Task directions
Write out the data again exactly, skipping every picture.

(Pages as source code)
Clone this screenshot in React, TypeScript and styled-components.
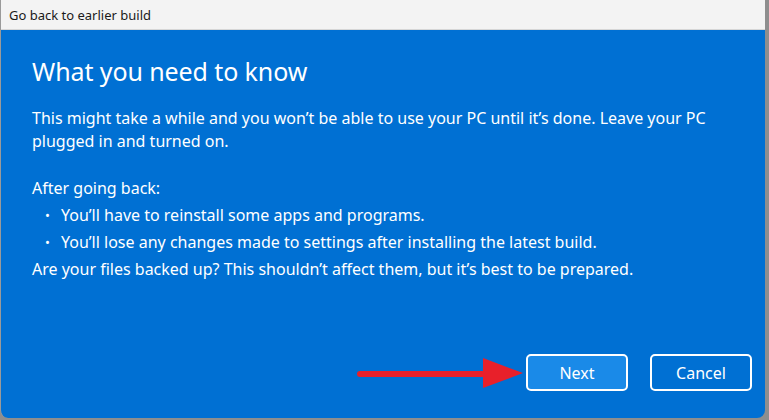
import React from "react";
import styled, { createGlobalStyle } from "styled-components";

const Global = createGlobalStyle`
  html, body { margin: 0; padding: 0; background: #8e8e8e; }
  body { width: 769px; height: 420px; overflow: hidden; font-family: "Noto Sans", "Open Sans", sans-serif; }
`;

const Window = styled.div`
  width: 765px;
  height: 418px;
  box-sizing: border-box;
  border-left: 1px solid #9a9a9a;
  display: flex;
  flex-direction: column;
  background: #0070d3;
  border-radius: 0 0 8px 8px;
  overflow: hidden;
`;

const TitleBar = styled.div`
  height: 30px;
  flex: none;
  box-sizing: border-box;
  background: #f3f3f3;
  border-bottom: 1px solid #d6d6d6;
  display: flex;
  align-items: center;
  padding-left: 8px;
  font-size: 13px;
  color: #1a1a1a;
`;

const Content = styled.div`
  flex: 1;
  padding: 24px 0 0 31px;
  color: #ffffff;
`;

const Heading = styled.h1`
  margin: 0 0 19px;
  font-size: 25px;
  font-weight: 400;
  line-height: 34px;
  letter-spacing: -0.1px;
`;

const Para = styled.p`
  margin: 0 0 22px;
  font-size: 16px;
  line-height: 23px;
  width: 716px;
`;

const Line = styled.div`
  font-size: 16px;
  line-height: 27px;
`;

const List = styled.ul`
  margin: 0;
  padding: 0 0 0 13px;
  list-style: none;
`;

const Item = styled.li`
  font-size: 16px;
  line-height: 27px;
  display: flex;
  &::before {
    content: "•";
    width: 16px;
    flex: none;
    font-size: 13px;
  }
`;

const Footer = styled.div`
  flex: none;
  display: flex;
  align-items: center;
  justify-content: flex-end;
  padding: 0 13px 27px 0;
`;

const Arrow = styled.svg`
  margin-right: 3px;
`;

const Button = styled.button<{ $primary?: boolean }>`
  width: 102px;
  height: 37px;
  box-sizing: border-box;
  border: 2px solid #ffffff;
  border-radius: 5px;
  background: ${(p) => (p.$primary ? "#1a8ae8" : "#0070d3")};
  color: #ffffff;
  font-family: inherit;
  font-size: 16px;
  margin-left: ${(p) => (p.$primary ? "0" : "22px")};
  padding: 0;
`;

export default function App() {
  return (
    <>
      <Global />
      <Window>
        <TitleBar>Go back to earlier build</TitleBar>
        <Content>
          <Heading>What you need to know</Heading>
          <Para>
            This might take a while and you won’t be able to use your PC until it’s done. Leave your PC
            plugged in and turned on.
          </Para>
          <Line>After going back:</Line>
          <List>
            <Item>You’ll have to reinstall some apps and programs.</Item>
            <Item>You’ll lose any changes made to settings after installing the latest build.</Item>
          </List>
          <Line>Are your files backed up? This shouldn’t affect them, but it’s best to be prepared.</Line>
        </Content>
        <Footer>
          <Arrow width="166" height="32" viewBox="0 0 166 32">
            <line x1="3" y1="17" x2="130" y2="17" stroke="#e8202a" strokeWidth="6" strokeLinecap="round" />
            <polygon points="126,1 166,16 126,31" fill="#e8202a" />
          </Arrow>
          <Button $primary>Next</Button>
          <Button>Cancel</Button>
        </Footer>
      </Window>
    </>
  );
}
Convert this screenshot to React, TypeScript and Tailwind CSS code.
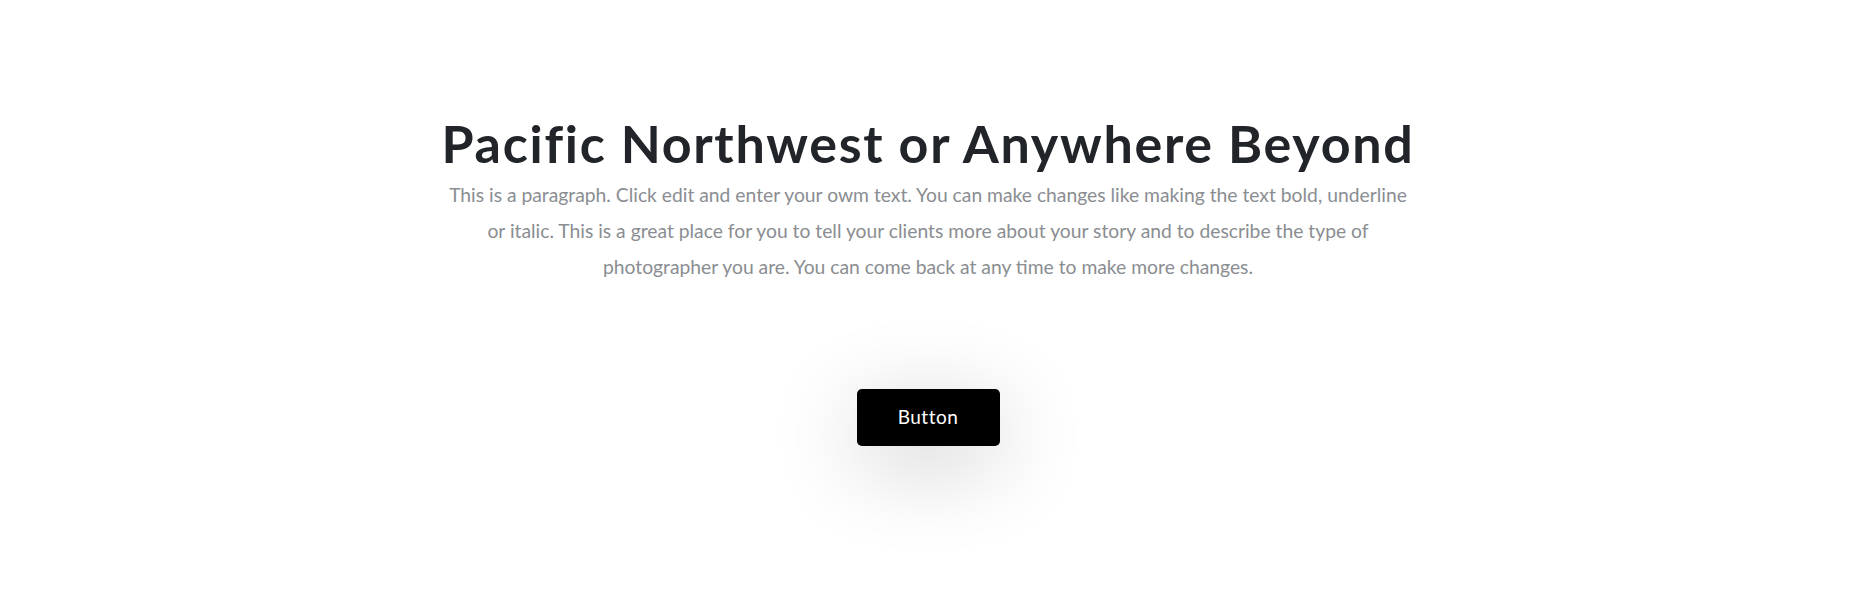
import React from "react";

export default function App() {
  return (
    <div className="w-full min-h-[599px] bg-white flex flex-col items-center pt-[112px]" style={{ fontFamily: "Lato, 'Noto Sans', sans-serif" }}>
      <h1 className="text-[52px] leading-[62px] font-bold text-[#212529] tracking-[1.7px] text-center">
        Pacific Northwest or Anywhere Beyond
      </h1>
      <p className="mt-[3px] w-[972px] text-center text-[19.3px] leading-[36px] text-[#8a8d91]">
        This is a paragraph. Click edit and enter your owm text. You can make changes like making the text bold, underline or italic. This is a great place for you to tell your clients more about your story and to describe the type of photographer you are. You can come back at any time to make more changes.
      </p>
      <button className="mt-[104px] w-[143px] h-[57px] rounded-[5px] bg-black text-white text-[19px] tracking-[0.5px] shadow-[0_18px_90px_rgba(0,0,0,0.2)]">
        Button
      </button>
    </div>
  );
}
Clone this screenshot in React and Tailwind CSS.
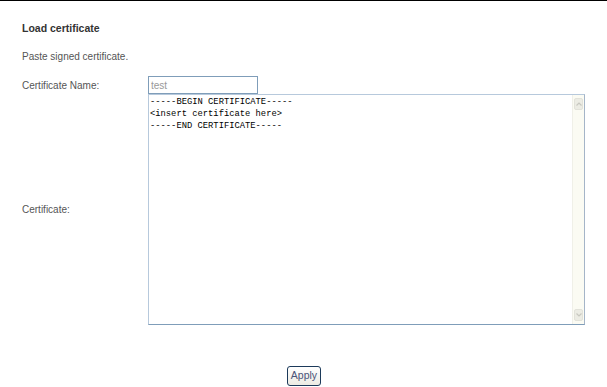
import React, { useState } from 'react';

const App = () => {
    const [name, setName] = useState('test');
    const [cert, setCert] = useState('-----BEGIN CERTIFICATE-----\n<insert certificate here>\n-----END CERTIFICATE-----');

    return (
        <div className="w-[607px] h-[387px] bg-white overflow-hidden text-[10px] text-[#555] font-['Liberation_Sans',Arial,sans-serif]">
            {/* TOP RULE */}
            <div className="h-px bg-black"></div>

            <div className="pl-[22px] pt-[21px]">
                {/* HEADING */}
                <div className="font-bold text-[10.5px] text-[#333] leading-[13px]">Load certificate</div>
                <div className="mt-[15px] leading-[13px]">Paste signed certificate.</div>

                {/* FORM */}
                <div className="mt-[13px] flex">
                    <div className="w-[126px] flex items-center h-[18px]">Certificate Name:</div>
                    <input
                        type="text"
                        value={name}
                        onChange={(e) => setName(e.target.value)}
                        className="w-[110px] h-[18px] px-[2px] border border-[#7f9db9] text-[10px] text-[#999] font-['Liberation_Sans',Arial,sans-serif] outline-none"
                    />
                </div>

                <div className="flex">
                    <div className="w-[126px] flex items-center">Certificate:</div>
                    <div className="w-[437px] h-[231px] flex border border-t-[#b7c9dc] border-l-[#b7c9dc] border-r-[#a5b5c8] border-b-[#7f9db9]">
                        <textarea
                            value={cert}
                            onChange={(e) => setCert(e.target.value)}
                            spellCheck={false}
                            className="flex-1 resize-none outline-none overflow-hidden px-[1px] pt-[1px] text-[8.8px] leading-[12px] text-black font-['Liberation_Mono','Courier_New',monospace]"
                        />
                        {/* SCROLLBAR */}
                        <div className="w-[12px] flex flex-col justify-between bg-[#fbfbf3] border-l border-[#f0f0e8] py-[3px]">
                            <div className="h-[12px] mx-px rounded-[2px] bg-[#ecece4] border border-[#e2e2da] flex items-center justify-center">
                                <svg width="6" height="4" viewBox="0 0 6 4"><path d="M0.5 3.5 L3 1 L5.5 3.5" fill="none" stroke="#c8c8c0" strokeWidth="1.2" /></svg>
                            </div>
                            <div className="h-[12px] mx-px rounded-[2px] bg-[#ecece4] border border-[#e2e2da] flex items-center justify-center">
                                <svg width="6" height="4" viewBox="0 0 6 4"><path d="M0.5 0.5 L3 3 L5.5 0.5" fill="none" stroke="#c8c8c0" strokeWidth="1.2" /></svg>
                            </div>
                        </div>
                    </div>
                </div>

                {/* APPLY BUTTON */}
                <div className="flex pl-[265px] mt-[41px]">
                    <button className="w-[34px] h-[20px] rounded-[3px] border border-[#1c3a5a] bg-gradient-to-b from-white to-[#ecebe3] text-[10.5px] text-[#4a5478] font-['Liberation_Sans',Arial,sans-serif]">
                        Apply
                    </button>
                </div>
            </div>
        </div>
    );
};

export default App;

Reply
Clone this screenshot in React, TypeScript and styled-components.
import React from "react";
import styled, { createGlobalStyle } from "styled-components";

const Global = createGlobalStyle`
  html, body { margin: 0; padding: 0; background: #8e8e8e; }
  body { width: 769px; height: 420px; overflow: hidden; font-family: "Noto Sans", "Open Sans", sans-serif; }
`;

const Window = styled.div`
  width: 765px;
  height: 418px;
  box-sizing: border-box;
  border-left: 1px solid #9a9a9a;
  display: flex;
  flex-direction: column;
  background: #0070d3;
  border-radius: 0 0 8px 8px;
  overflow: hidden;
`;

const TitleBar = styled.div`
  height: 30px;
  flex: none;
  box-sizing: border-box;
  background: #f3f3f3;
  border-bottom: 1px solid #d6d6d6;
  display: flex;
  align-items: center;
  padding-left: 8px;
  font-size: 13px;
  color: #1a1a1a;
`;

const Content = styled.div`
  flex: 1;
  padding: 24px 0 0 31px;
  color: #ffffff;
`;

const Heading = styled.h1`
  margin: 0 0 19px;
  font-size: 25px;
  font-weight: 400;
  line-height: 34px;
  letter-spacing: -0.1px;
`;

const Para = styled.p`
  margin: 0 0 22px;
  font-size: 16px;
  line-height: 23px;
  width: 716px;
`;

const Line = styled.div`
  font-size: 16px;
  line-height: 27px;
`;

const List = styled.ul`
  margin: 0;
  padding: 0 0 0 13px;
  list-style: none;
`;

const Item = styled.li`
  font-size: 16px;
  line-height: 27px;
  display: flex;
  &::before {
    content: "•";
    width: 16px;
    flex: none;
    font-size: 13px;
  }
`;

const Footer = styled.div`
  flex: none;
  display: flex;
  align-items: center;
  justify-content: flex-end;
  padding: 0 13px 27px 0;
`;

const Arrow = styled.svg`
  margin-right: 3px;
`;

const Button = styled.button<{ $primary?: boolean }>`
  width: 102px;
  height: 37px;
  box-sizing: border-box;
  border: 2px solid #ffffff;
  border-radius: 5px;
  background: ${(p) => (p.$primary ? "#1a8ae8" : "#0070d3")};
  color: #ffffff;
  font-family: inherit;
  font-size: 16px;
  margin-left: ${(p) => (p.$primary ? "0" : "22px")};
  padding: 0;
`;

export default function App() {
  return (
    <>
      <Global />
      <Window>
        <TitleBar>Go back to earlier build</TitleBar>
        <Content>
          <Heading>What you need to know</Heading>
          <Para>
            This might take a while and you won’t be able to use your PC until it’s done. Leave your PC
            plugged in and turned on.
          </Para>
          <Line>After going back:</Line>
          <List>
            <Item>You’ll have to reinstall some apps and programs.</Item>
            <Item>You’ll lose any changes made to settings after installing the latest build.</Item>
          </List>
          <Line>Are your files backed up? This shouldn’t affect them, but it’s best to be prepared.</Line>
        </Content>
        <Footer>
          <Arrow width="166" height="32" viewBox="0 0 166 32">
            <line x1="3" y1="17" x2="130" y2="17" stroke="#e8202a" strokeWidth="6" strokeLinecap="round" />
            <polygon points="126,1 166,16 126,31" fill="#e8202a" />
          </Arrow>
          <Button $primary>Next</Button>
          <Button>Cancel</Button>
        </Footer>
      </Window>
    </>
  );
}
Convert this screenshot to React, TypeScript and Tailwind CSS code.
import React from "react";

export default function App() {
  return (
    <div className="w-full min-h-[599px] bg-white flex flex-col items-center pt-[112px]" style={{ fontFamily: "Lato, 'Noto Sans', sans-serif" }}>
      <h1 className="text-[52px] leading-[62px] font-bold text-[#212529] tracking-[1.7px] text-center">
        Pacific Northwest or Anywhere Beyond
      </h1>
      <p className="mt-[3px] w-[972px] text-center text-[19.3px] leading-[36px] text-[#8a8d91]">
        This is a paragraph. Click edit and enter your owm text. You can make changes like making the text bold, underline or italic. This is a great place for you to tell your clients more about your story and to describe the type of photographer you are. You can come back at any time to make more changes.
      </p>
      <button className="mt-[104px] w-[143px] h-[57px] rounded-[5px] bg-black text-white text-[19px] tracking-[0.5px] shadow-[0_18px_90px_rgba(0,0,0,0.2)]">
        Button
      </button>
    </div>
  );
}
Clone this screenshot in React and Tailwind CSS.
import React, { useState } from 'react';

const App = () => {
    const [name, setName] = useState('test');
    const [cert, setCert] = useState('-----BEGIN CERTIFICATE-----\n<insert certificate here>\n-----END CERTIFICATE-----');

    return (
        <div className="w-[607px] h-[387px] bg-white overflow-hidden text-[10px] text-[#555] font-['Liberation_Sans',Arial,sans-serif]">
            {/* TOP RULE */}
            <div className="h-px bg-black"></div>

            <div className="pl-[22px] pt-[21px]">
                {/* HEADING */}
                <div className="font-bold text-[10.5px] text-[#333] leading-[13px]">Load certificate</div>
                <div className="mt-[15px] leading-[13px]">Paste signed certificate.</div>

                {/* FORM */}
                <div className="mt-[13px] flex">
                    <div className="w-[126px] flex items-center h-[18px]">Certificate Name:</div>
                    <input
                        type="text"
                        value={name}
                        onChange={(e) => setName(e.target.value)}
                        className="w-[110px] h-[18px] px-[2px] border border-[#7f9db9] text-[10px] text-[#999] font-['Liberation_Sans',Arial,sans-serif] outline-none"
                    />
                </div>

                <div className="flex">
                    <div className="w-[126px] flex items-center">Certificate:</div>
                    <div className="w-[437px] h-[231px] flex border border-t-[#b7c9dc] border-l-[#b7c9dc] border-r-[#a5b5c8] border-b-[#7f9db9]">
                        <textarea
                            value={cert}
                            onChange={(e) => setCert(e.target.value)}
                            spellCheck={false}
                            className="flex-1 resize-none outline-none overflow-hidden px-[1px] pt-[1px] text-[8.8px] leading-[12px] text-black font-['Liberation_Mono','Courier_New',monospace]"
                        />
                        {/* SCROLLBAR */}
                        <div className="w-[12px] flex flex-col justify-between bg-[#fbfbf3] border-l border-[#f0f0e8] py-[3px]">
                            <div className="h-[12px] mx-px rounded-[2px] bg-[#ecece4] border border-[#e2e2da] flex items-center justify-center">
                                <svg width="6" height="4" viewBox="0 0 6 4"><path d="M0.5 3.5 L3 1 L5.5 3.5" fill="none" stroke="#c8c8c0" strokeWidth="1.2" /></svg>
                            </div>
                            <div className="h-[12px] mx-px rounded-[2px] bg-[#ecece4] border border-[#e2e2da] flex items-center justify-center">
                                <svg width="6" height="4" viewBox="0 0 6 4"><path d="M0.5 0.5 L3 3 L5.5 0.5" fill="none" stroke="#c8c8c0" strokeWidth="1.2" /></svg>
                            </div>
                        </div>
                    </div>
                </div>

                {/* APPLY BUTTON */}
                <div className="flex pl-[265px] mt-[41px]">
                    <button className="w-[34px] h-[20px] rounded-[3px] border border-[#1c3a5a] bg-gradient-to-b from-white to-[#ecebe3] text-[10.5px] text-[#4a5478] font-['Liberation_Sans',Arial,sans-serif]">
                        Apply
                    </button>
                </div>
            </div>
        </div>
    );
};

export default App;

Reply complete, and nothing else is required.